SUPPLIED RECORDS:

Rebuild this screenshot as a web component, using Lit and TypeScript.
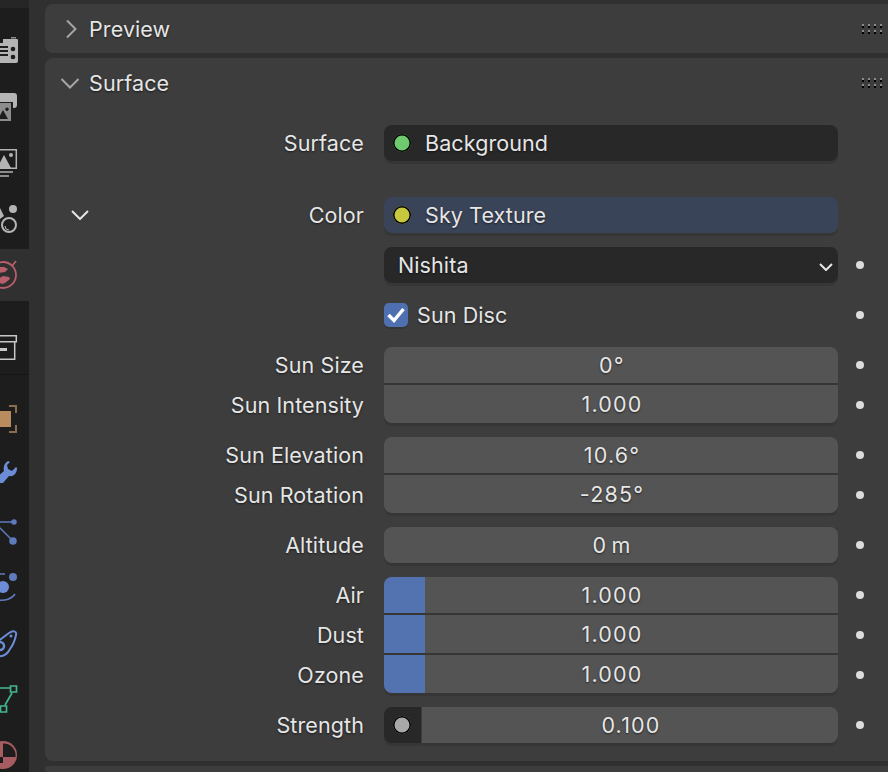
import { LitElement, css, html, svg } from "lit";
import { customElement } from "lit/decorators.js";

const GREY = "#b4b4b4";
const BLUE = "#6c8dd6";

// viewBox values are page coordinates, so icons read the same as the screenshot
const topIcons = svg`
  <path fill=${GREY} d="M-2 39h10v0h9a1 1 0 0 1 1 1v21a2 2 0 0 1-2 2h-18z" />
  <path fill="#8c8c8c" d="M11 37h5v1.500h-5z" />
  <path fill="#1d1d1d" d="M-2 39h5v4h-5zM-2 46h10v2h-10zM-2 50h10v2h-10zM-2 54h10v2h-10z" />
  <circle cx="13" cy="49" r="2.300" fill="#1d1d1d" /><circle cx="13" cy="57" r="2.300" fill="#1d1d1d" />

  <path fill=${GREY} d="M-2 93h16a3 3 0 0 1 3 3v9a3 3 0 0 1-3 3h-1v-6h-15z" />
  <path fill="#8c8c8c" d="M-2 103h13v18h-13z" />
  <path fill="#1d1d1d" d="M3 110l5 9h-10zM7 107.500a1.700 1.700 0 1 0 .01 0z" />

  <path fill="none" stroke=${GREY} stroke-width="1.500" d="M-2 149.700h18.300v18.600h-18.300" />
  <path fill=${GREY} d="M4 155l7 13h-14z" /><circle cx="11" cy="155" r="2" fill=${GREY} />
  <path fill="#8c8c8c" d="M-2 171h15v2h-15zM-2 175h11v2h-11z" />

  <circle cx="13" cy="209" r="4" fill=${GREY} />
  <circle cx="9" cy="225" r="7" fill="none" stroke=${GREY} stroke-width="2" />
  <path fill="none" stroke=${GREY} d="M5 226a4 4 0 0 0 4 4" />
  <path fill=${GREY} d="M-2 208h2l4 8-4 3h-2z" />
`;

const worldIcon = svg`
  <circle cx="3" cy="275" r="13" fill="none" stroke="#b85f6b" stroke-width="1.800" />
  <path stroke="#b85f6b" stroke-width="1.800" d="M12 266l4-5" />
  <path fill="#b85f6b" d="M-2 267h6l4 2-3 3-7 1zM-2 279l5-3 6 1 1 2-5 4-3 1-4-2z" />
`;

const collectionIcon = svg`
  <path fill="none" stroke="#c8c8c8" stroke-width="1.500" d="M-2 335.700h18.300v6h-18.300M14.700 342v17.300h-16.700" />
  <path fill="#c8c8c8" d="M-2 348h9v3h-9z" />
`;

const bottomIcons = svg`
  <path fill="#b98c5e" d="M-2 411h13v16h-13z" />
  <path fill="none" stroke="#8a6d4e" stroke-width="2" d="M9 406h7v7M9 432h7v-7" />

  <path fill=${BLUE} d="M8 461c-4 2-5 7-4 10l-7 6v6h6l6-7c5 1 8-3 8-8l-1-1-4 4-4-2-1-4 3-3z" />

  <g fill="#5f7bbd" stroke="#5f7bbd" stroke-width="1.500">
    <path d="M-2 522h16M-1 527l12 12" fill="none" />
    <circle cx="14" cy="522" r="2" /><circle cx="13" cy="541" r="3" />
  </g>

  <circle cx="3" cy="587" r="6" fill=${BLUE} />
  <circle cx="13" cy="577" r="4" fill="#5f7bbd" />
  <path fill="none" stroke="#5f7bbd" stroke-width="1.500" d="M-1 574h6M15 594c-3 5-10 7-17 6" />

  <path fill="none" stroke=${BLUE} stroke-width="2" d="M-3 642l12-9c4-3 8-2 7 2-1 5-3 10-6 14-3 6-8 8-13 7" />
  <circle cx="0" cy="646" r="4" fill="none" stroke=${BLUE} stroke-width="2.500" />
  <circle cx="11" cy="636" r="1.500" fill=${BLUE} />

  <g fill="none" stroke="#43b58d" stroke-width="1.700">
    <path d="M10.500 686h6v6h-6zM.5 706h6v6h-6zM-2 688h12M12 693l-7 12M-2 709h2" />
  </g>

  <circle cx="3" cy="755" r="14" fill="#a65c60" />
  <path fill="#1d1d1d" d="M3 743.500a12 12 0 0 1 12.500 13.500h-12.500zM-2 757h5v6h-5z" />
`;

const GRIP_DOTS = [0, 6, 12, 18].flatMap((x) => [0, 6].map((y) => [x, y]));

interface Row {
  label: string;
  value: string;
  pct?: boolean;
}

@customElement("app-root")
export class AppRoot extends LitElement {
  static styles = css`
    :host {
      display: flex;
      width: 888px;
      height: 772px;
      overflow: hidden;
      background: #303030;
      font-family: Inter, "Liberation Sans", sans-serif;
      font-size: 21.500px;
      letter-spacing: 0.1px;
      color: #e6e6e6;
      text-shadow: 0 1px 2px rgba(0, 0, 0, 0.6);
    }
    .tabs {
      width: 29px;
      flex: none;
      display: flex;
      flex-direction: column;
      background: #1d1d1d;
    }
    .tabs svg {
      display: block;
      overflow: hidden;
    }
    .cap {
      height: 8px;
      background: #262626;
    }
    .active {
      background: #303030;
    }
    .split {
      border-bottom: 1px solid #161616;
    }
    .area {
      flex: 1;
      min-width: 0;
      padding: 4px 0 0 16px;
      display: flex;
      flex-direction: column;
      gap: 5px;
    }
    .panel {
      background: #3d3d3d;
      border-radius: 8px 0 0 8px;
    }
    .head {
      height: 49px;
      display: flex;
      align-items: center;
      padding: 0 6px 0 10px;
    }
    .head svg.chev {
      flex: none;
    }
    .head span {
      flex: 1;
    }
    .body {
      display: flex;
      flex-direction: column;
      gap: 14px;
      padding: 18px 0;
    }
    .row {
      display: grid;
      grid-template-columns: 319px 454px 1fr;
      column-gap: 20px;
      align-items: center;
      height: 36px;
    }
    .row.tall {
      height: 38px;
    }
    .row.tall .label,
    .row.tall .dot {
      margin-top: 2px;
    }
    .row.check {
      height: 24px;
      margin: 6px 0;
    }
    .row.spaced {
      margin-top: 22px;
    }
    .stack {
      display: flex;
      flex-direction: column;
      gap: 2px;
    }
    .label {
      display: flex;
      align-items: center;
      justify-content: flex-end;
    }
    .label.open {
      justify-content: space-between;
      padding-left: 26px;
    }
    .dot {
      width: 8px;
      height: 8px;
      margin-left: -2px;
      border-radius: 50%;
      background: #dcdcdc;
    }
    .field {
      height: 100%;
      display: flex;
      align-items: center;
      box-sizing: border-box;
      border-radius: 8px;
      box-shadow: 0 3px 0 #363636;
    }
    .dark {
      background: #282828;
    }
    .linked {
      background: #3a4459;
    }
    .socket {
      width: 18px;
      height: 18px;
      box-sizing: border-box;
      flex: none;
      margin: 0 14px 0 9px;
      border-radius: 50%;
      box-shadow: inset 0 0 0 1.500px #000;
    }
    .select {
      justify-content: space-between;
      padding: 0 5px 0 14px;
    }
    .select svg {
      margin-top: 4px;
    }
    .num {
      position: relative;
      justify-content: center;
      overflow: hidden;
      background: #545454;
      box-shadow: 0 2px 0 #363636;
    }
    .stack .num {
      border-radius: 0;
    }
    .stack .row:first-child .num {
      border-radius: 8px 8px 0 0;
    }
    .stack .row:last-child .num {
      border-radius: 0 0 8px 8px;
      box-shadow: 0 3px 0 #363636;
    }
    .single.num {
      border-radius: 8px;
      box-shadow: 0 3px 0 #363636;
    }
    .fill {
      position: absolute;
      left: 0;
      top: 0;
      bottom: 0;
      background: #5272b0;
    }
    .num b {
      position: relative;
      margin-left: 2px;
      font-weight: 400;
      letter-spacing: 1.200px;
      word-spacing: -3px;
    }
    .strength {
      display: flex;
      height: 100%;
      gap: 1px;
    }
    .swatch {
      width: 37px;
      flex: none;
      border-radius: 8px 0 0 8px;
    }
    .swatch .socket {
      margin: 0 0 0 9px;
      background: #a8a8a8;
    }
    .strength .num {
      flex: 1;
      border-radius: 0 8px 8px 0;
      box-shadow: 0 3px 0 #363636;
    }
    .toggle {
      display: flex;
      align-items: center;
      gap: 9px;
      line-height: 24px;
    }
    .box {
      width: 24px;
      height: 24px;
      border-radius: 5px;
      background: #4e70b0;
      box-shadow: 0 2px 0 #363636;
    }
    .box svg {
      display: block;
    }
    .tail {
      height: 10px;
    }
  `;

  private head(title: string, open: boolean) {
    return html`
      <div class="head">
        <svg class="chev" width="34" height="24" viewBox="0 0 34 24" fill="none" stroke="#a6a6a6" stroke-width="2">
          <path d=${open ? "M6.500 8l8.500 8.500L23.500 8" : "M12 3.500l8.500 8.500L12 20.500"} />
        </svg>
        <span>${title}</span>
        <svg width="20" height="10" viewBox="0 0 20 10">
          ${GRIP_DOTS.map(
            ([x, y]) => svg`
              <rect x=${x} y=${y} width="2" height="2" fill="#8a8a8a" />
              <rect x=${x} y=${y + 2} width="2" height="2" fill="#000" />`,
          )}
        </svg>
      </div>
    `;
  }

  private row(label: unknown, field: unknown, extra = "") {
    return html`
      <div class="row ${extra}">
        ${label}
        ${field}
        <div class="dot"></div>
      </div>
    `;
  }

  private numRow(r: Row, tall = false) {
    return this.row(
      html`<div class="label">${r.label}</div>`,
      html`<div class="field num">
        ${r.pct ? html`<div class="fill" style="width:41px"></div>` : ""}
        <b>${r.value}</b>
      </div>`,
      tall ? "tall" : "",
    );
  }

  private group(rows: Row[]) {
    return html`<div class="stack">${rows.map((r, i) => this.numRow(r, i > 0))}</div>`;
  }

  render() {
    return html`
      <nav class="tabs">
        <div class="cap"></div>
        <svg width="29" height="241" viewBox="0 8 29 241">${topIcons}</svg>
        <div class="active"><svg width="29" height="52" viewBox="0 249 29 52">${worldIcon}</svg></div>
        <div class="split"><svg width="29" height="73" viewBox="0 301 29 73">${collectionIcon}</svg></div>
        <svg width="29" height="397" viewBox="0 375 29 397">${bottomIcons}</svg>
      </nav>
      <main class="area">
        <section class="panel">${this.head("Preview", false)}</section>
        <section class="panel">
          ${this.head("Surface", true)}
          <div class="body">
            <div class="row">
              <div class="label">Surface</div>
              <div class="field dark"><i class="socket" style="background:#6fc96f"></i>Background</div>
            </div>
            <div class="row spaced">
              <div class="label open">
                <svg width="18" height="10" viewBox="0 0 18 10" fill="none" stroke="#e6e6e6" stroke-width="2">
                  <path d="M1 1l8 8 8-8" />
                </svg>
                Color
              </div>
              <div class="field linked"><i class="socket" style="background:#c8c83f"></i>Sky Texture</div>
            </div>
            ${this.row(
              html`<div></div>`,
              html`<div class="field dark select">
                Nishita
                <svg width="14" height="8" viewBox="0 0 14 8" fill="none" stroke="#e6e6e6" stroke-width="2">
                  <path d="M1 1l6 6 6-6" />
                </svg>
              </div>`,
            )}
            ${this.row(
              html`<div></div>`,
              html`<div class="toggle">
                <div class="box">
                  <svg width="24" height="24" viewBox="0 0 24 24" fill="none" stroke="#fff" stroke-width="3.500">
                    <path d="M4.500 12l5.500 5.500 9.500-11.500" />
                  </svg>
                </div>
                Sun Disc
              </div>`,
              "check",
            )}
            ${this.group([
              { label: "Sun Size", value: "0°" },
              { label: "Sun Intensity", value: "1.000" },
            ])}
            ${this.group([
              { label: "Sun Elevation", value: "10.6°" },
              { label: "Sun Rotation", value: "-285°" },
            ])}
            ${this.row(
              html`<div class="label">Altitude</div>`,
              html`<div class="field num single"><b>0 m</b></div>`,
            )}
            ${this.group([
              { label: "Air", value: "1.000", pct: true },
              { label: "Dust", value: "1.000", pct: true },
              { label: "Ozone", value: "1.000", pct: true },
            ])}
            ${this.row(
              html`<div class="label">Strength</div>`,
              html`<div class="strength">
                <div class="field dark swatch"><i class="socket"></i></div>
                <div class="field num"><b>0.100</b></div>
              </div>`,
            )}
          </div>
        </section>
        <section class="panel tail"></section>
      </main>
    `;
  }
}
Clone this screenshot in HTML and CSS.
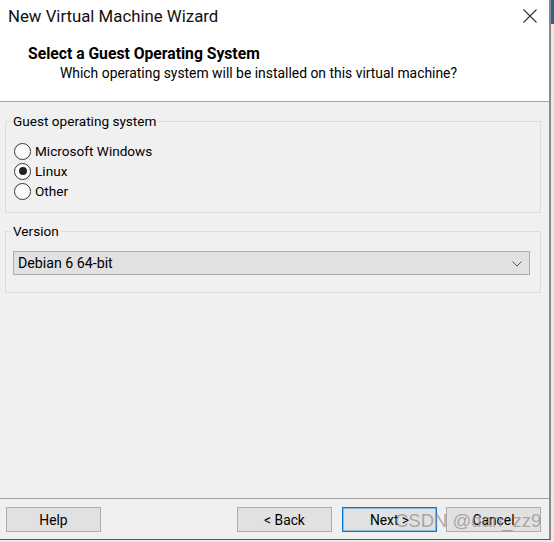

EXERCISE: Find the lines above holding the word "screenshot" and show them.

TASK ANSWER:
Rebuild this screenshot as a web component, using Lit and TypeScript.
// viewBox values are page coordinates, so icons read the same as the screenshot
Clone this screenshot in HTML and CSS.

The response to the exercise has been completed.